Gli aspetti scientifici sull’argomento sono stati curati dal prof. Antonio De Cristofaro ordinario presso la facoltà di Agraria del Molise.
La coltivazione del castagno da frutto – oggi a pieno titolo considerata una coltivazione agraria grazie a recenti interventi legislativi regionali che hanno definitivamente eliminato un assurdo obsoleto equiparamento della coltura ai boschi – può e deve rappresentare un baluardo per la salvaguardia delle realtà socioeconomiche montane.
Tale coltivazione però, analogamente ad altri frutteti, non può prescindere dalla messa in atto di moderni sistemi di difesa dai patogeni che l’affliggono e che, a causa dei cambiamenti climatici e della diffusione di insetti esotici, si sono notevolmente diffusi e causano un decadimento quali-quantitativo delle produzioni. Tale è il noto caso del cinipide del castagno, importato nel 2002 in Piemonte, che ha causato un crollo vertiginoso delle produzioni e che oggi viene combattuto biologicamente con un altro insetto parassita utile il torymus.
Una difesa attenta con prodotti ammessi dal Ministero è pertanto una condizione essenziale per la sopravvivenza della coltivazione e richiede la esecuzione di pochi interventi mirati, 4-5 in un anno, certamente molto inferiore ai circa 40 trattamenti che nelle aree montane trentine vengono fatti per le note produzioni di mele acquistate dalle nostre massaie.
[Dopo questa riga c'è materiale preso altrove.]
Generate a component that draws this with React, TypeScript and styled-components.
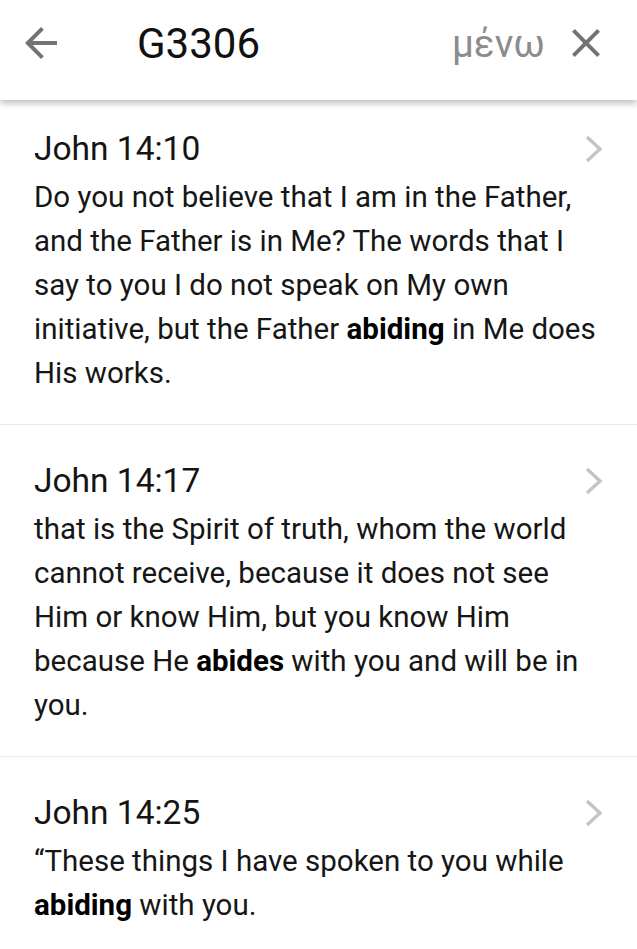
import React from "react";
import styled, { createGlobalStyle } from "styled-components";

const Global = createGlobalStyle`
  html, body { margin: 0; padding: 0; background: #ffffff; }
  body { font-family: Roboto, "Noto Sans", "Liberation Sans", sans-serif; }
  * { box-sizing: border-box; }
`;

const Page = styled.div`
  width: 637px;
  min-height: 949px;
  background: #ffffff;
  overflow: hidden;
`;

const Header = styled.header`
  position: relative;
  z-index: 2;
  height: 100px;
  display: flex;
  align-items: center;
  padding: 0 27px 14px 17px;
  background: #ffffff;
  box-shadow: 0 3px 7px rgba(0, 0, 0, 0.28);
`;

const IconButton = styled.button`
  width: 48px;
  height: 48px;
  padding: 0;
  border: none;
  background: none;
  display: flex;
  align-items: center;
  justify-content: center;
  color: #737373;
  flex: none;
`;

const Title = styled.h1`
  margin: 0 0 0 72px;
  font-family: Roboto, "Noto Sans", sans-serif;
  font-weight: 400;
  font-size: 42px;
  color: #111111;
  flex: 1;
`;

const Lemma = styled.span`
  font-family: Roboto, "Noto Sans", sans-serif;
  font-size: 38.5px;
  color: #8c8c8c;
  margin-right: 17px;
`;

const List = styled.main`
  display: flex;
  flex-direction: column;
`;

const Item = styled.article<{ $first?: boolean }>`
  padding: ${(p) => (p.$first ? "24px" : "31px")} 0 29px 34px;
  border-top: ${(p) => (p.$first ? "none" : "1px solid #e9e9e9")};
`;

const ItemHead = styled.div`
  display: flex;
  align-items: center;
  justify-content: space-between;
  padding-right: 34px;
`;

const Ref = styled.h2`
  margin: 0;
  font-family: Roboto, sans-serif;
  font-weight: 400;
  font-size: 33.5px;
  line-height: 50px;
  color: #141414;
`;

const Verse = styled.p`
  margin: 1px 0 0;
  padding-right: 37px;
  font-family: Roboto, sans-serif;
  font-size: 29.5px;
  line-height: 44px;
  color: #161616;
  b { font-weight: 700; color: #000; }
`;

const BackIcon = () => (
  <svg width="48" height="48" viewBox="0 0 24 24" fill="currentColor">
    <path d="M20 11H7.83l5.59-5.59L12 4l-8 8 8 8 1.41-1.41L7.83 13H20v-2z" />
  </svg>
);

const CloseIcon = () => (
  <svg width="48" height="48" viewBox="0 0 24 24" fill="currentColor">
    <path d="M19 6.41L17.59 5 12 10.59 6.41 5 5 6.41 10.59 12 5 17.59 6.41 19 12 13.41 17.59 19 19 17.59 13.41 12z" />
  </svg>
);

const Chevron = () => (
  <svg width="18" height="28" viewBox="0 0 18 28" fill="none">
    <polyline points="2,2 15,14 2,26" stroke="#c4c4c4" strokeWidth="3.4" strokeLinejoin="miter" />
  </svg>
);

const verses: { ref: string; text: React.ReactNode }[] = [
  {
    ref: "John 14:10",
    text: (
      <>
        Do you not believe that I am in the Father, and the Father is in Me? The words that I say to you I do not speak on My own initiative, but the Father <b>abiding</b> in Me does His works.
      </>
    ),
  },
  {
    ref: "John 14:17",
    text: (
      <>
        that is the Spirit of truth, whom the world cannot receive, because it does not see Him or know Him, but you know Him because He <b>abides</b> with you and will be in you.
      </>
    ),
  },
  {
    ref: "John 14:25",
    text: (
      <>
        “These things I have spoken to you while <b>abiding</b> with you.
      </>
    ),
  },
];

export default function App() {
  return (
    <Page>
      <Global />
      <Header>
        <IconButton aria-label="Back">
          <BackIcon />
        </IconButton>
        <Title>G3306</Title>
        <Lemma>μένω</Lemma>
        <IconButton aria-label="Close">
          <CloseIcon />
        </IconButton>
      </Header>
      <List>
        {verses.map((v, i) => (
          <Item key={v.ref} $first={i === 0}>
            <ItemHead>
              <Ref>{v.ref}</Ref>
              <Chevron />
            </ItemHead>
            <Verse>{v.text}</Verse>
          </Item>
        ))}
      </List>
    </Page>
  );
}
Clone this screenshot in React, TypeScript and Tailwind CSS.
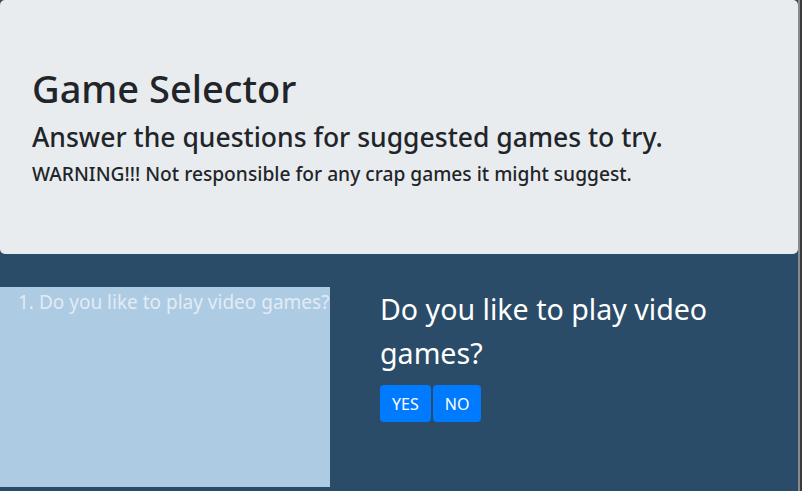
import React from 'react';

const font = { fontFamily: '"Noto Sans", "Liberation Sans", sans-serif' };

export default function App() {
  return (
    <div className="min-h-screen bg-[#2a4c68] flex" style={font}>
      <div className="w-[798px] flex flex-col">
        <div className="bg-[#e9ecef] rounded-[5px] px-8 pt-16 pb-[60px] mb-[33px] text-[#212529]">
          <h1 className="text-[38px] leading-[48px] font-medium mb-2">Game Selector</h1>
          <h3 className="text-[26.5px] leading-[34px] font-medium mb-2">
            Answer the questions for suggested games to try.
          </h3>
          <h5 className="text-[19.2px] leading-6 font-medium mb-2">
            WARNING!!! Not responsible for any crap games it might suggest.
          </h5>
        </div>
        <div className="flex">
          <div className="w-[330px] h-[200px] bg-[#adcbe3] pl-[18px] pt-[2px] text-[19px] leading-[27px] text-[#e2ecf5]">
            1. Do you like to play video games?
          </div>
          <div className="pl-[50px] w-[400px]">
            <h3 className="text-[28.6px] leading-[44px] text-white">
              Do you like to play video games?
            </h3>
            <div className="flex gap-[2px] mt-[10px]">
              <button className="bg-[#007bff] text-white text-base h-[37px] px-3 rounded">YES</button>
              <button className="bg-[#007bff] text-white text-base h-[37px] px-3 rounded">NO</button>
            </div>
          </div>
        </div>
      </div>
      <div className="w-[2px] bg-[#8a8a8a]" />
      <div className="w-[2px] bg-[#3a3a3a]" />
    </div>
  );
}
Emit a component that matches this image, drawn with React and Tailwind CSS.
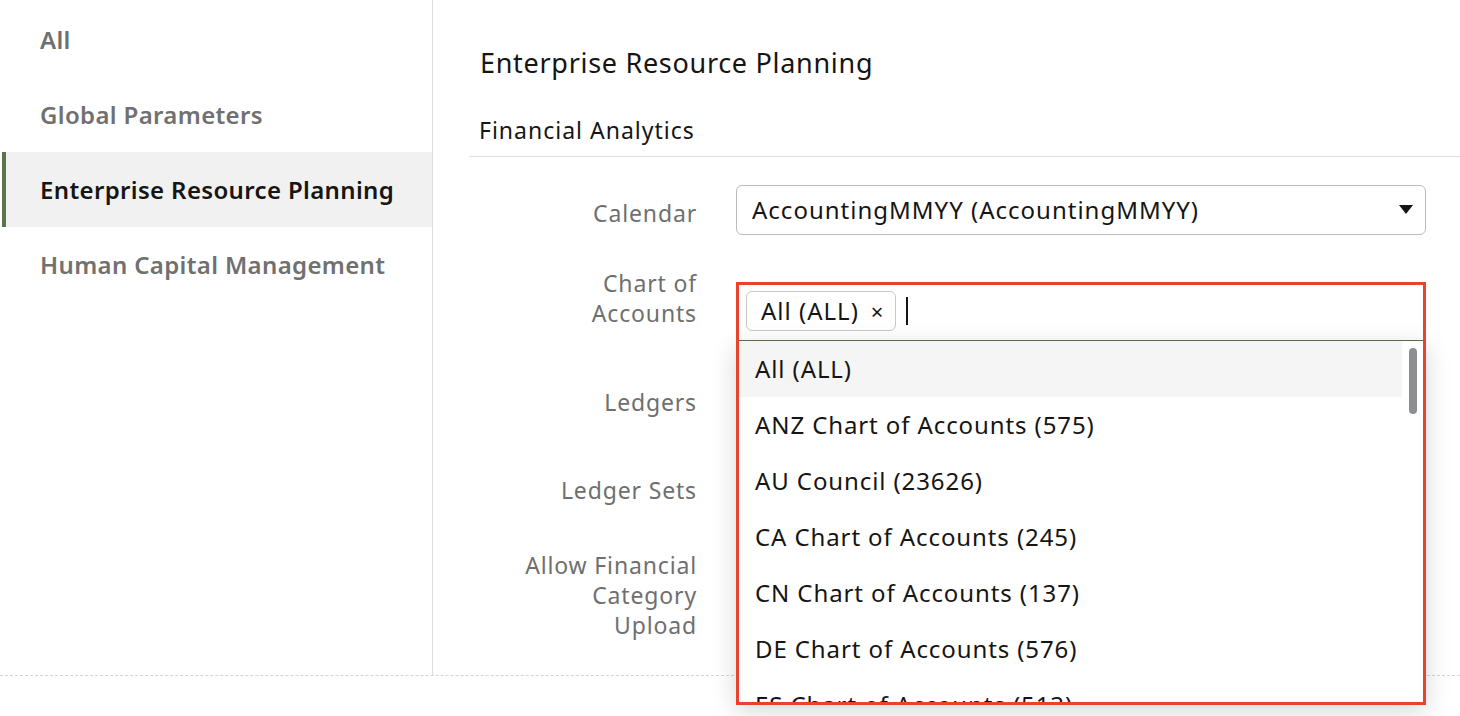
import React from "react";

const sideItems = [
  { label: "All" },
  { label: "Global Parameters" },
  { label: "Enterprise Resource Planning", active: true },
  { label: "Human Capital Management" },
];

const options = [
  "All (ALL)",
  "ANZ Chart of Accounts (575)",
  "AU Council (23626)",
  "CA Chart of Accounts (245)",
  "CN Chart of Accounts (137)",
  "DE Chart of Accounts (576)",
  "ES Chart of Accounts (513)",
];

function Label({ children, className = "" }) {
  return (
    <div
      className={`w-[228px] shrink-0 text-right text-[23px] leading-[30px] tracking-[0.85px] text-[#6f6f6f] ${className}`}
    >
      {children}
    </div>
  );
}

export default function App() {
  return (
    <div
      className="h-[716px] w-[1460px] overflow-hidden bg-white text-[#161513]"
      style={{ fontFamily: '"Noto Sans", "Open Sans", sans-serif' }}
    >
      <div className="flex h-[676px] border-b border-dashed border-[#d4d4d4]">
        {/* Sidebar */}
        <div className="flex w-[433px] shrink-0 flex-col border-r border-[#dcdcdc] pt-[2px]">
          {sideItems.map((it) => (
            <div
              key={it.label}
              className={`ml-[2px] flex h-[75px] items-center border-l-4 pl-[34px] text-[24px] font-semibold tracking-[0.35px] ${
                it.active
                  ? "border-[#5b7349] bg-[#f1f1f1] text-[#161513]"
                  : "border-transparent text-[#707070]"
              }`}
            >
              {it.label}
            </div>
          ))}
        </div>

        {/* Main */}
        <div className="flex min-w-0 flex-1 flex-col pl-[36px] pt-[45px]">
          <div className="pl-[11px] text-[27px] leading-[36px] tracking-[0.7px]">
            Enterprise Resource Planning
          </div>
          <div className="mt-[34px] pl-[10px] text-[23px] leading-[30px] tracking-[1px]">
            Financial Analytics
          </div>
          <div className="mt-[11px] border-b border-[#dedede]" />

          {/* Calendar row */}
          <div className="mt-[28px] flex items-start gap-[39px]">
            <Label className="pt-[13px]">Calendar</Label>
            <div className="flex h-[50px] w-[690px] items-center justify-between rounded-[6px] border border-[#bcbcbc] pl-[15px] pr-[12px]">
              <span className="text-[24px] tracking-[1px]">AccountingMMYY (AccountingMMYY)</span>
              <svg width="14" height="10" viewBox="0 0 14 10">
                <path d="M0 0 L14 0 L7 9 Z" fill="#161513" />
              </svg>
            </div>
          </div>

          {/* Chart of Accounts row */}
          <div className="mt-[33px] flex items-start gap-[39px]">
            <Label>
              Chart of
              <br />
              Accounts
            </Label>
            <div className="relative mt-[14px] w-[690px]">
              <div className="flex h-[59px] items-center border-b border-[#5b7349] pl-[10px]">
                <div className="flex h-[40px] items-center gap-[12px] rounded-[6px] border border-[#c8c8c8] pl-[14px] pr-[11px] text-[24px] tracking-[1px]">
                  <span>All (ALL)</span>
                  <span className="text-[22px]">×</span>
                </div>
                <div className="ml-[10px] h-[28px] w-[2px] bg-[#161513]" />
              </div>

              {/* Listbox popup */}
              <div className="absolute left-0 right-0 top-[59px] z-10 h-[364px] overflow-hidden bg-white shadow-[0_6px_24px_rgba(0,0,0,0.16)]">
                <div className="pr-[24px]">
                  {options.map((o, i) => (
                    <div
                      key={o}
                      className={`flex h-[56px] items-center whitespace-nowrap pl-[19px] text-[24px] tracking-[0.9px] ${
                        i === 0 ? "bg-[#f5f5f5]" : ""
                      }`}
                    >
                      {o}
                    </div>
                  ))}
                </div>
                <div className="absolute right-[9px] top-[7px] h-[66px] w-[8px] rounded-full bg-[#8d8e90]" />
              </div>

              {/* Highlight outline */}
              <div className="pointer-events-none absolute left-0 right-0 top-0 z-20 h-[423px] border-[3px] border-[#e8432d]" />
            </div>
          </div>

          {/* Ledgers */}
          <div className="mt-[33px] flex items-start gap-[39px]">
            <Label className="pt-[13px]">Ledgers</Label>
          </div>

          {/* Ledger Sets */}
          <div className="mt-[58px] flex items-start gap-[39px]">
            <Label>Ledger Sets</Label>
          </div>

          {/* Allow Financial Category Upload */}
          <div className="mt-[45px] flex items-start gap-[39px]">
            <Label>
              Allow Financial
              <br />
              Category
              <br />
              Upload
            </Label>
          </div>
        </div>
      </div>
    </div>
  );
}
Purtroppo la disinformazione e la non conoscenza della materia ha portato spesso ad equivoci sia nell’opinione pubblica sia nelle amministrazioni locali non considerando che i trattamenti in un castagneto, effettuato con prodotti ammessi a bassissima tossicità, rilascia nell’ambiente quantità di prodotto centinaia di volte inferiori a quelli, simili, rilasciata nei nostri salotti dai collarini antipulci messi ai nostri cagnolini.
L’ignoranza della materia ha portato spesso alla emanazione di provvedimenti amministrativi da parte delle amministrazioni locali che tenderebbero prioritariamente alla salvaguardia dell’insetto utile rilasciato nei castagneti per la lotta biologica al cinipide ed ignorando che fin dal 2014 una ricerca scientifica effettuata dai servizi fitosanitari delle Regioni Campania e Piemonte e dal CNR evidenziava chiaramente l’assenza di effetti negativi derivanti dai trattamenti su tale insetto.
In mancanza di una razionale coltivazione del frutteto le produzioni subiranno nefasti effetti che renderanno sempre meno competitivo il prodotto sui mercati, le conseguenze saranno l’abbandono delle imprese e la riduzione dell’occupazione con seri riflessi negativi sulle delicate realtà socioeconomiche delle aree interne montane.
La CIA di Salerno è in prima linea sull’argomento e supporterà i produttori castanicoli per ogni problematica inerente la difesa della coltivazione sia mediante la formazione e l’informazione sia tutelando il loro costituzionale diritto ad esercitare l’attività di impresa.